Nothing much really happens in this movie. Except for the auctioneer at a sale of used combines, where burly men with flat-top haircuts compete to buy machines that run into the hundreds of thousands, these Monrovians hardly ever raise their voices — certainly not at a Lions Club meeting that takes maybe 10 or 15 agonizing minutes to decide where best to donate a bench. The elementary school? The library? (The doc is almost two and a half hours long; no wonder.)

The only hint of controversy comes at a planning board meeting, where residents of a new development called Homestead complain that what they’d thought were fire hydrants when they moved in have turned out instead to be “flush hydrants,” good only for clearing a water line of rust or debris. They’re dependent on tanker trucks for fire protection, they tell the board members, and so they want to be connected to the Monrovia Water Company.

Contrast that quiet portrait of a quiet town with Jesse Sweet’s “City of Joel.” 

In Kiryas Joel (pronounced Yo-EL), despite constructing numerous high-rise apartment buildings to house families that often have eight or more children, the religious community has overflowed the boundaries of its 1.1-square-mile allotment within the rural town.

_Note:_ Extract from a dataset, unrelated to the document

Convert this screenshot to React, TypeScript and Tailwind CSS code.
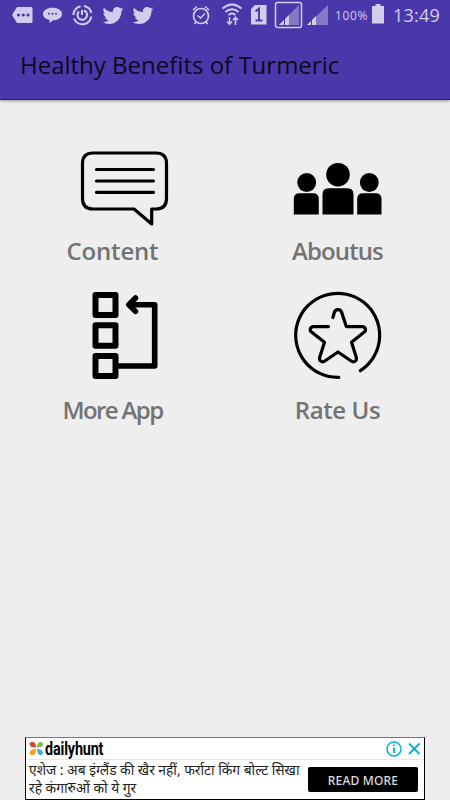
import React from 'react';
import { FaTwitter } from 'react-icons/fa';

const ContentIcon = () => (
  <svg className="h-[90px] w-[90px]" viewBox="80 145 90 90" fill="none" stroke="#000" strokeLinecap="round" strokeLinejoin="round">
    <path d="M93 153H156Q166.500 153 166.500 163.500V198.500Q166.500 209 156 209H151.700V224L134 209H93Q82.500 209 82.500 198.500V163.500Q82.500 153 93 153Z" strokeWidth="3.200" />
    <path d="M96.500 169.500H153.500M96.500 181H153.500M96.500 192.300H153.500" strokeWidth="3.200" />
  </svg>
);

const AboutIcon = () => (
  <svg className="h-[90px] w-[90px]" viewBox="292.500 145 90 90" fill="#000">
    <circle cx="306.200" cy="182.500" r="9.400" />
    <circle cx="337.500" cy="174.700" r="11.800" />
    <circle cx="368.800" cy="182.500" r="9.400" />
    <path d="M293.300 214.500V199Q293.300 193.300 299 193.300H312.500Q318.300 193.300 318.300 199V214.500Z" />
    <path d="M322 214.500V194.500Q322 188.300 328.200 188.300H346.700Q353 188.300 353 194.500V214.500Z" />
    <path d="M356.700 214.500V199Q356.700 193.300 362.500 193.300H375Q381 193.300 381 199V214.500Z" />
  </svg>
);

const MoreIcon = () => (
  <svg className="h-[90px] w-[90px]" viewBox="80 290 90 90" fill="none" stroke="#000" strokeLinejoin="round" strokeLinecap="round">
    <path d="M95.500 295H115.500V315H95.500ZM95.500 325.300H115.500V345.800H95.500ZM95.500 356H115.500V376H95.500Z" strokeWidth="6" />
    <path d="M117 366H154.700V304.700H132" strokeWidth="5.600" />
    <path d="M135.500 298L128.800 304.700L135.500 311.400" strokeWidth="5.500" />
    <path d="M135 299V310L129 304.700Z" fill="#000" stroke="none" />
  </svg>
);

const RateIcon = () => (
  <svg className="h-[90px] w-[90px]" viewBox="292.500 290 90 90" fill="none" stroke="#000" strokeWidth="3.200" strokeLinecap="round" strokeLinejoin="round">
    <path d="M338.300 377.300A42 42 0 1 1 359.800 370.700" />
    <path d="M332.400 317.500L333.800 312.500C335 308.600 340 308.600 341.200 312.500L345.800 326.600H361.500C365 326.600 366.200 330.300 363.500 332.300L351 342.300L355.700 357C356.800 361 353.500 363 350.300 360.800L337.500 352L324.700 360.800C321.500 363 318.200 361 319.300 357L324 342.300L311.300 332.300C308.500 330.300 309.700 326.600 313.200 326.600H328" />
  </svg>
);

interface MenuItemProps {
  label: string;
  icon: React.ReactNode;
  iconClass?: string;
  labelClass: string;
}

const MenuItem: React.FC<MenuItemProps> = ({ label, icon, iconClass = '', labelClass }) => (
  <div className="flex h-[145px] flex-col items-center">
    <div className={iconClass}>{icon}</div>
    <span className={`whitespace-nowrap text-[24px] font-semibold leading-[32px] text-[#737373] ${labelClass}`}>{label}</span>
  </div>
);

const StatusBar = () => (
  <div className="flex h-[30px] text-[#d3cdec]">
    <svg className="h-[30px] w-[98px]" viewBox="0 0 98 30" fill="currentColor">
      <path d="M17 7H31Q32.500 7 32.500 8.500V21.500Q32.500 23 31 23H17L12 15Z" />
      <g fill="#4a38ab">
        <circle cx="18.500" cy="15" r="1.600" />
        <circle cx="23.300" cy="15" r="1.600" />
        <circle cx="28" cy="15" r="1.600" />
      </g>
      <path d="M52.500 7.700C58 7.700 62 10.300 62 14S58 20.300 53 20.300L49.500 23V20C45.500 19 43 17 43 14C43 10.300 47 7.700 52.500 7.700Z" />
      <g fill="#4a38ab">
        <circle cx="49" cy="13.700" r="1" />
        <circle cx="52.500" cy="13.700" r="1" />
        <circle cx="56" cy="13.700" r="1" />
      </g>
      <g fill="none" stroke="currentColor">
        <path d="M84 6A9 9 0 0 1 91.300 13M91.300 16.500A9 9 0 0 1 74 18.500M73.400 15A9 9 0 0 1 80.500 6.200" strokeWidth="2" />
        <path d="M79 11.500A4.800 4.800 0 1 0 84 10.500M82 10V15" strokeWidth="2" />
      </g>
    </svg>
    <div className="flex w-[92px] items-center gap-[8px] pl-[4px]">
      <FaTwitter className="h-[21px] w-[22px]" />
      <FaTwitter className="h-[21px] w-[22px]" />
    </div>
    <svg className="h-[30px] w-[144px]" viewBox="190 0 144 30" fill="none" stroke="currentColor">
      <circle cx="201" cy="16" r="7.500" strokeWidth="1.700" />
      <path d="M193 10L197 6.500M205 6.500L209 10M196 22L194.500 24M206 22L207.500 24M197.500 15.500L200.500 18L205 13.500" strokeWidth="1.500" />
      <path d="M222.500 8.500Q232 .5 241.500 8.500M225.500 12Q232 6.500 238.500 12M228.500 15Q232 12 235.500 15" strokeWidth="2" />
      <path d="M229.500 17V24M227 21.500L229.500 24L232 21.500M235.500 25V17.500M233 20L235.500 17.500L238 20" strokeWidth="1.600" />
      <path d="M255 5H266.500V24.500H251V9Z" fill="currentColor" stroke="none" />
      <path d="M255.500 11.500L259 8.500V20.500M255.500 20.500H262.500" stroke="#4a38ab" strokeWidth="1.900" />
      <rect x="275.500" y="2.500" width="26" height="25" rx="2" strokeWidth="1.500" />
      <path d="M279 25L299 5V25Z" fill="#8578c6" stroke="none" />
      <path d="M279 25L289 15V25Z" fill="currentColor" stroke="none" />
      <path d="M284.500 18V25" stroke="#4a38ab" />
      <path d="M307 25L328 5V25Z" fill="#8578c6" stroke="none" />
      <path d="M307 25L316 16V25Z" fill="currentColor" stroke="none" />
      <path d="M311.500 18V25" stroke="#4a38ab" />
    </svg>
    <span className="w-[37px] whitespace-nowrap pl-[1px] text-[12px] leading-[31px] tracking-[0.6px]">100%</span>
    <svg className="h-[30px] w-[14px]" viewBox="0 0 14 30" fill="currentColor">
      <path d="M4.500 4H9.500V6H13V23.500H1V6H4.500Z" />
    </svg>
    <span className="whitespace-nowrap pl-[8px] text-[18px] leading-[31px] tracking-[0.2px]">13:49</span>
  </div>
);

const AdBanner = () => (
  <div className="mx-auto h-[63px] w-[400px] border border-black border-t-[#777] bg-white text-black">
    <div className="flex h-[22px] items-center justify-between border-b border-[#e8e8e8] pl-[3px] pr-[3px]">
      <div className="flex items-center gap-[1px]">
        <svg className="h-[15px] w-[15px]" viewBox="0 0 15 15">
          <path d="M.5 3Q.5 1 2.500 1H4.500Q7 2 7 6.500Q1 7 .5 3Z" fill="#da432d" />
          <path d="M14 3Q14 1 12 1H10.500Q8 2 8 6.500Q14 7 14 3Z" fill="#7fc241" />
          <path d="M.5 12Q.5 14 2.500 14H4.500Q7 13 7 8Q1 8 .5 12Z" fill="#f3a01c" />
          <path d="M14 12Q14 14 12 14H10.500Q8 13 8 8Q14 8 14 12Z" fill="#48add0" />
        </svg>
        <span className="origin-left scale-x-[0.8] whitespace-nowrap font-['Roboto',sans-serif] text-[18px] font-bold leading-[20px] tracking-[-0.2px]">dailyhunt</span>
      </div>
      <svg className="h-[18px] w-[36px]" viewBox="0 0 36 18" fill="none" stroke="#00b4d8" strokeWidth="1.500">
        <circle cx="9" cy="9" r="7" />
        <path d="M9 7.500V13M9 4.500V6" strokeWidth="1.800" />
        <path d="M24 3.500L34.500 14M34.500 3.500L24 14" strokeWidth="1.800" />
      </svg>
    </div>
    <div className="flex h-[39px] justify-between pl-[3px] pr-[6px]">
      <p className="whitespace-nowrap pt-[1px] font-['Noto_Sans','Noto_Sans_Devanagari',sans-serif] text-[13.8px] leading-[18px] text-[#222]">
        एशेज : अब इंग्लैंड की खैर नहीं, फर्राटा किंग बोल्ट सिखा
        <br />
        रहे कंगारुओं को ये गुर
      </p>
      <div className="mt-[7px] flex h-[25px] w-[110px] shrink-0 items-center justify-center rounded-[2px] bg-black pt-[2px] font-['Noto_Sans',sans-serif] text-[12px] font-medium tracking-[0.2px] text-[#ddd]">
        READ MORE
      </div>
    </div>
  </div>
);

const App: React.FC = () => {
  return (
    <div className="flex h-[800px] w-[450px] flex-col overflow-hidden bg-[#eee] font-['Open_Sans',sans-serif]">
      <header className="h-[100px] shrink-0 border-b border-[#3210a0] bg-[#4a38ab] shadow-[0_1px_3px_rgba(0,0,0,0.4)]">
        <StatusBar />
        <h1 className="whitespace-nowrap pl-[20px] text-[24px] leading-[70px] text-[#0c0920]">Healthy Benefits of Turmeric</h1>
      </header>

      <main className="grid flex-1 grid-cols-2 content-start pt-[45px]">
        <MenuItem label="Content" icon={<ContentIcon />} iconClass="pl-[25px]" labelClass="tracking-[-0.2px]" />
        <MenuItem label="Aboutus" icon={<AboutIcon />} labelClass="tracking-[-0.9px]" />
        <MenuItem label="More App" icon={<MoreIcon />} iconClass="pl-[25px]" labelClass="pt-[14px] tracking-[-1.600px]" />
        <MenuItem label="Rate Us" icon={<RateIcon />} labelClass="pt-[14px] tracking-[-0.4px]" />
      </main>

      <AdBanner />
    </div>
  );
};

export default App;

Rabbis and developers petition the town board to more than double the size of Kiryas Joel, asking to be allowed to annex an additional 507 acres of open land. 

Many of Monroe’s residents, including descendants of original settlers, are appalled, foreseeing not only environmental devastation but the takeover of their local government. Already, they say, Hasids on the school board have funneled state funding into their yeshivas, leaving the public schools short of teachers and needed supplies.

The battle lines are drawn. While the focus is mainly on the Orthodox, with riveting close-ups of enormous wedding crowds and scenes such as the mass baking of chalah for the Sabbath (the filmmaker has said it took him over four months to get the rabbis’ agreement for that segment), the residents of Monroe get their due as well. In the main, they come off as more even-handed than the Hasids, insisting that no, they’re not anti-Semites, just ordinary people fearing for their property values and doing their best to get along with their neighbors. Both sides, though, wind up marching and shouting at each other and at the town board members, who look like they’d rather be anywhere else but in Monroe.